Jura? Então num belo dia do século XVIII a mulher acordou e pensou: “Que tédio… acho que vou reivindicar o privilégio de ser uma multitarefa ambulante – quero acumular com orgulho as funções de dona de casa, esposa, mãe, trabalhadora e acadêmica. Mas só quero se for pra receber menos e trabalhar bem mais que os homens! Sem folga noturna, feriado ou final de semana. Quero que me chamem de guerreira por nunca dormir 8 horas por noite e que me critiquem sem dó se eu falhar no calendário de vacinas, visitação ao dentista, pediatra, psicólogo, ginecologista, só porque estava ocupada gerenciando a vida escolar, social e esportiva dos rebentos.
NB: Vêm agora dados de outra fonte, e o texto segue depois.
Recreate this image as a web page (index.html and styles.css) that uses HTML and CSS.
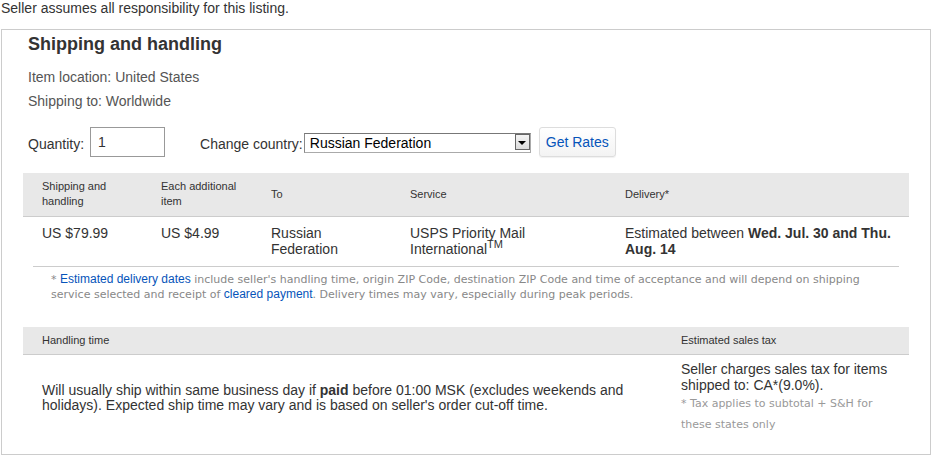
FILE: index.html
```html
<!DOCTYPE html>
<html lang="en">
<head>
  <meta charset="utf-8">
  <link rel="stylesheet" href="styles.css">
</head>
<body>
  <div class="notice">Seller assumes all responsibility for this listing.</div>

  <div class="shipping-box">
    <h2 class="title">Shipping and handling</h2>
    <div class="info">
      <p>Item location: United States</p>
      <p>Shipping to: Worldwide</p>
    </div>

    <div class="rates-form">
      <label class="field-label" for="qty">Quantity:</label>
      <input class="qty-input" id="qty" type="text" value="1">
      <label class="field-label country-label" for="country">Change country:</label>
      <span class="select-wrap">
        <select class="country-select" id="country">
          <option>Russian Federation</option>
        </select>
      </span>
      <button class="rates-btn">Get Rates</button>
    </div>

    <table class="ship-table">
      <thead>
        <tr>
          <th class="col-cost">Shipping and<br>handling</th>
          <th class="col-add">Each additional<br>item</th>
          <th class="col-to">To</th>
          <th class="col-service">Service</th>
          <th class="col-delivery">Delivery*</th>
        </tr>
      </thead>
      <tbody>
        <tr>
          <td>US $79.99</td>
          <td>US $4.99</td>
          <td>Russian<br>Federation</td>
          <td>USPS Priority Mail<br>International<sup>TM</sup></td>
          <td>Estimated between <b>Wed. Jul. 30 and Thu. Aug. 14</b></td>
        </tr>
      </tbody>
    </table>

    <div class="footnote">
      * <a href="#">Estimated delivery dates</a> include seller's handling time, origin ZIP Code, destination ZIP Code and time of acceptance and will depend on shipping service selected and receipt of <a href="#">cleared payment</a>. Delivery times may vary, especially during peak periods.
    </div>

    <table class="ship-table handling-table">
      <thead>
        <tr>
          <th>Handling time</th>
          <th class="col-tax">Estimated sales tax</th>
        </tr>
      </thead>
      <tbody>
        <tr>
          <td class="handling-text">Will usually ship within same business day if <b>paid</b> before 01:00 MSK (excludes weekends and holidays). Expected ship time may vary and is based on seller's order cut-off time.</td>
          <td class="tax-text">
            Seller charges sales tax for items shipped to: CA*(9.0%).
            <div class="tax-note">* Tax applies to subtotal + S&amp;H for these states only</div>
          </td>
        </tr>
      </tbody>
    </table>
  </div>
</body>
</html>
```

FILE: styles.css
```css
body {
  margin: 0;
  font-family: Arial, "Liberation Sans", sans-serif;
  font-size: 14px;
  color: #333;
  background: #fff;
}

.notice {
  line-height: 16px;
  padding-left: 1px;
}

.shipping-box {
  margin: 13px 1px 0 1px;
  border: 1px solid #ccc;
  padding: 0 21px 11px 21px;
}

.title {
  margin: 0;
  padding-left: 5px;
  font-size: 18px;
  line-height: 28px;
  font-weight: bold;
  color: #333;
}

.info {
  margin-top: 7px;
  padding-left: 5px;
  color: #555;
}

.info p {
  margin: 0;
  line-height: 24px;
}

.rates-form {
  display: flex;
  align-items: center;
  margin-top: 14px;
  padding-left: 5px;
  height: 30px;
}

.field-label {
  color: #333;
  margin-right: 6px;
  padding-top: 4px;
}

.country-label {
  margin-left: 35px;
  margin-right: 1px;
}

.qty-input {
  box-sizing: border-box;
  width: 75px;
  height: 30px;
  border: 1px solid #999;
  padding: 0 7px;
  font-family: Arial, "Liberation Sans", sans-serif;
  font-size: 14px;
  color: #333;
  margin: 0;
}

.select-wrap {
  position: relative;
  display: inline-block;
  margin-top: 2px;
}

.country-select {
  box-sizing: border-box;
  -webkit-appearance: none;
  appearance: none;
  width: 227px;
  height: 20px;
  margin: 0;
  padding: 0 20px 0 5px;
  border: 1px solid #aaa;
  border-top-color: #777;
  border-left-color: #888;
  border-radius: 0;
  background: #fff;
  font-family: Arial, "Liberation Sans", sans-serif;
  font-size: 14px;
  color: #000;
}

.select-wrap::after {
  content: "";
  position: absolute;
  right: 1px;
  top: 1px;
  width: 15px;
  height: 16px;
  border: 1px solid #666;
  background: linear-gradient(#f4f4f4, #dcdcdc);
  box-sizing: border-box;
  pointer-events: none;
}

.select-wrap::before {
  content: "";
  position: absolute;
  right: 5px;
  top: 8px;
  border-left: 4px solid transparent;
  border-right: 4px solid transparent;
  border-top: 4px solid #000;
  z-index: 1;
  pointer-events: none;
}

.rates-btn {
  box-sizing: border-box;
  margin-left: 8px;
  width: 77px;
  height: 30px;
  border: 1px solid #ddd;
  border-radius: 3px;
  background: linear-gradient(#fff, #f3f3f3);
  box-shadow: 0 1px 1px rgba(0, 0, 0, 0.06);
  color: #0654ba;
  font-family: Arial, "Liberation Sans", sans-serif;
  font-size: 14px;
  padding: 0;
  cursor: pointer;
}

.ship-table {
  width: 100%;
  border-collapse: collapse;
  margin-top: 16px;
  table-layout: fixed;
}

.ship-table th {
  background: #e8e8e8;
  border-bottom: 1px solid #ccc;
  font-size: 11px;
  font-weight: normal;
  text-align: left;
  line-height: 15px;
  height: 43px;
  box-sizing: border-box;
  padding: 0 10px 0 19px;
  vertical-align: middle;
}

.ship-table td {
  padding: 8px 10px 9px 19px;
  line-height: 16px;
  vertical-align: top;
  color: #333;
}

.col-cost { width: 119px; }
.col-add { width: 110px; }
.col-to { width: 139px; }
.col-service { width: 215px; }

.ship-table sup {
  font-size: 11px;
  line-height: 0;
}

.footnote {
  margin: 0 10px;
  border-top: 1px solid #ccc;
  padding: 5px 10px 0 18px;
  font-family: Verdana, "DejaVu Sans", sans-serif;
  font-size: 11px;
  line-height: 15px;
  color: #888;
}

.footnote a {
  font-family: Arial, "Liberation Sans", sans-serif;
  font-size: 12px;
  color: #0654ba;
  text-decoration: none;
}

.handling-table {
  margin-top: 25px;
}

.handling-table th {
  height: 28px;
}

.handling-table .col-tax {
  width: 247px;
}

.handling-table .handling-text {
  vertical-align: middle;
  line-height: 15px;
  padding-top: 6px;
}

.handling-table .tax-text {
  padding-top: 6px;
  padding-bottom: 8px;
}

.tax-note {
  font-family: Verdana, "DejaVu Sans", sans-serif;
  font-size: 11px;
  line-height: 21px;
  color: #999;
}
```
Meu sonho é que romantizem minha angústia em ter de dar conta de tudo isso, enquanto cozinho, lavo, passo, arrumo e decoro.”

Não, pera…. Essa “encomenda” não é nossa! Na verdade foi um “plus” da revolução industrial exclusivo para nós trabalhadoras-consumidoras. Antes disso (nos séculos XVI ao XVIII), as mulheres, na aristocracia, geravam filhos mas raramente participavam da criação deles. Isso era delegado a amas-de-leite ou outras famílias. Não havia contato afetivo entre mãe e filho. Daí surgiu o sistema de produção em massa, com máquinas que exigiam operadores (inclusive crianças) quase 24h por dia. Logo, a alta mortalidade infantil típica da época passou a ameaçar o suprimento de mão-de-obra para as fábricas e o Estado correu para transformar a percepção do “amor materno”.
Impulsionado pela literatura, discursos da psicologia, psiquiatria e até cinema, o ideal de amor materno natural, incondicional e universal pegou. Mas como pode ser natural algo que surgiu milênios depois da própria humanidade? “Instinto de mãe”, esse que retrata as mulheres como criaturas sobre-humanas capazes de heroísmos impossíveis aos homens não é “Dom feminino” muito menos um elogio à mulher. É antes uma ferramenta de controle social para relegar a ela o dever de cuidar de todos enquanto o homem “faz a roda da economia girar.”
Um psicólogo alemão utilizou o termo burnout pela primeira vez na década de 1970. Nesse conceito clássico, associado ao ambiente de trabalho, continha 3 elementos: exaustão emocional, e a sensação de impotência e falta de realização pessoal. Claro, trabalho excessivo, e falta de apoio ou reconhecimento são ultrajantes pra qualquer ser humano. O “plus” da dona de casa é que seu burnout nem remunerado é…
Eu (Rosa) meu tempo de viúva-de-marido-vivo tive o livramento de (man)ter meu emprego e por isso, custear lazer com as crianças, poder ir e vi quando precisasse. Mas o malabarismo entre casa, filhos, 8h de jornada no banco, faculdade à noite e as desfeitas do Senhor feudal eram garantidas todo final de noite e fins de semana. Ana já não teve a mesma sorte. Depois de cair no conto do na-volta-eu-compro, perdeu o próprio negócio e apartamento vendidos em João Pessoa, para a mudança a Recife. Isso agravou e muito o martírio em seu “cativeiro” (mas isso é história pra outro post…).
Viver em solidão afetiva, sensação de insuficiência e permanente disputa (Ego do macho X Dignidade própria) é o arroz e feijão de cada dia. Esse mal é sistêmico. Validado pela cultura, reforçado pela economia e negligenciado pela política. No capitalismo total a paranóia de crescer não permite pausa. Sobrou pras mães a “missão” de preparar as próximas gerações de explorados, digo, sucesso profissionais bem sucedidos…! É mole?!
O burnout materno exige de nós TODAS menos blablablá e mais Levanta-e-Faz. Por isso eu e Ana decidimos contar aqui as idéias, histórias e aprendizados nossos. A violência de gênero se alimenta da reclusão doméstica, falta de autonomia econômica feminina e, sobretudo, união!… ou ajudamos umas às outras, exigindo o mesmo de empresas, escolas e governos, ou condenamos o mundo e nós mesmas a nunca superar isso.